Since the mean of $\operatorname{Poi}(\mu)$ is $\mu$, we have
$$ \mathbf{E}[X_{n} \mid X_1,\ldots,X_{n-1}] = X_{n-1} $$
and hence $(X_n)$ is a non-negative martingale. So by the martingale convergence theorem, $(X_n)$ converges a.s. Then by the generalized Borel–Cantelli lemma,
\begin{align*} \mathbf{P}(X_n = 0 \text{ i.o.}) &= \mathbf{P}\Biggl( \sum_{n=1}^{\infty} \mathbf{P}(X_n = 0 \mid X_1,\ldots,X_{n-1}) = \infty \Biggr) \\ &= \mathbf{P}\Biggl( \sum_{n=1}^{\infty} e^{-X_{n-1}} = \infty \Biggr) \\ &= 1, \end{align*}
where the last line follows from the fact that $X_n$ converges a.s. Together this and the observation that $X_{n+k} = 0$ for all $k \geq 0$ whenever $X_n = 0$ (this is because $\operatorname{Poi}(0) = \delta_0$), we find that $(X_n)$ is eventually constant with the value $0$ almost surely. Therefore
$$ \lim_{n\to\infty} X_n = 0 \quad \text{a.s.} $$
This then shows that $(X_n)_{n\geq 1}$ cannot converge in $L^1$ or $L^2$.
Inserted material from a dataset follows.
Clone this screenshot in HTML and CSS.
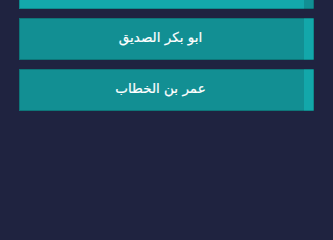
FILE: index.html
```html
<!DOCTYPE html>
<html lang="ar">
<head>
<meta charset="utf-8">
<link rel="stylesheet" href="styles.css">
</head>
<body>
<div class="list">
  <div class="card active"><div class="label"></div><div class="stripe"></div></div>
  <div class="card"><div class="label">ابو بكر الصديق</div><div class="stripe"></div></div>
  <div class="card"><div class="label">عمر بن الخطاب</div><div class="stripe"></div></div>
</div>
</body>
</html>
```
FILE: styles.css
```css
html, body {
  margin: 0;
  padding: 0;
  background: #1f2340;
  height: 100%;
  overflow: hidden;
}
.list {
  display: flex;
  flex-direction: column;
  gap: 9px;
  padding: 0 19px;
  margin-top: -33px;
}
.card {
  display: flex;
  height: 42px;
  background: #128f93;
  box-shadow: inset 0 0 0 1px rgba(0, 0, 0, 0.18);
}
.label {
  flex: 1;
  display: flex;
  align-items: center;
  justify-content: center;
  color: #ffffff;
  font-family: "DejaVu Sans", sans-serif;
  font-size: 13.5px;
  -webkit-text-stroke: 0.2px #ffffff;
  padding-bottom: 4px;
  padding-right: 2px;
}
.stripe {
  width: 10px;
  background: #13a7aa;
  box-shadow: inset -1px 0 0 rgba(0, 0, 0, 0.18), inset 0 1px 0 rgba(0,0,0,0.18), inset 0 -1px 0 rgba(0,0,0,0.18);
}
.card.active {
  background: #13a8ab;
}
.card.active .stripe {
  background: #118f93;
}
```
Alternatively, given that a.s.-convergence of $(X_n)$ has been established, we may directly prove that $X_{\infty} := \lim X_n = 0$ a.s. Indeed, by the law of iterated expectation, for each $s \geq 0$ we have
$$ \mathbf{E}[e^{-sX_n}] = \mathbf{E}[\mathbf{E}[e^{-sX_{n}}\mid X_{n-1}]] = \mathbf{E}[e^{X_{n-1}(e^{-s}-1)}] = \mathbf{E}[e^{-f(s)X_{n-1}}], $$
where $ f(s) = 1 - e^{-s} $ and the moment generating function formula for the Poisson distribution is utilized in the second step. From this recurrence formula, we get
$$ \mathbf{E}[e^{-sX_n}] = e^{-f^{\circ n}(s)\lambda}. $$
However, by noting that $0 < f(s) < s$ whenever $s > 0$, it is not hard to check that $f^{\circ n}(s) \to 0$ as $n \to \infty$ for any $s \geq 0$. By this and the dominated convergence altogether,
$$ \mathbf{E}[e^{-sX_{\infty}}] = \mathbf{E}[\lim_{n\to\infty} e^{-sX_n}] = \lim_{n\to\infty} \mathbf{E}[e^{-sX_n}] = 1.$$
This implies that $e^{-s X_{\infty}} = 1$ a.s. and hence $X_{\infty} = 0$ a.s. as desired.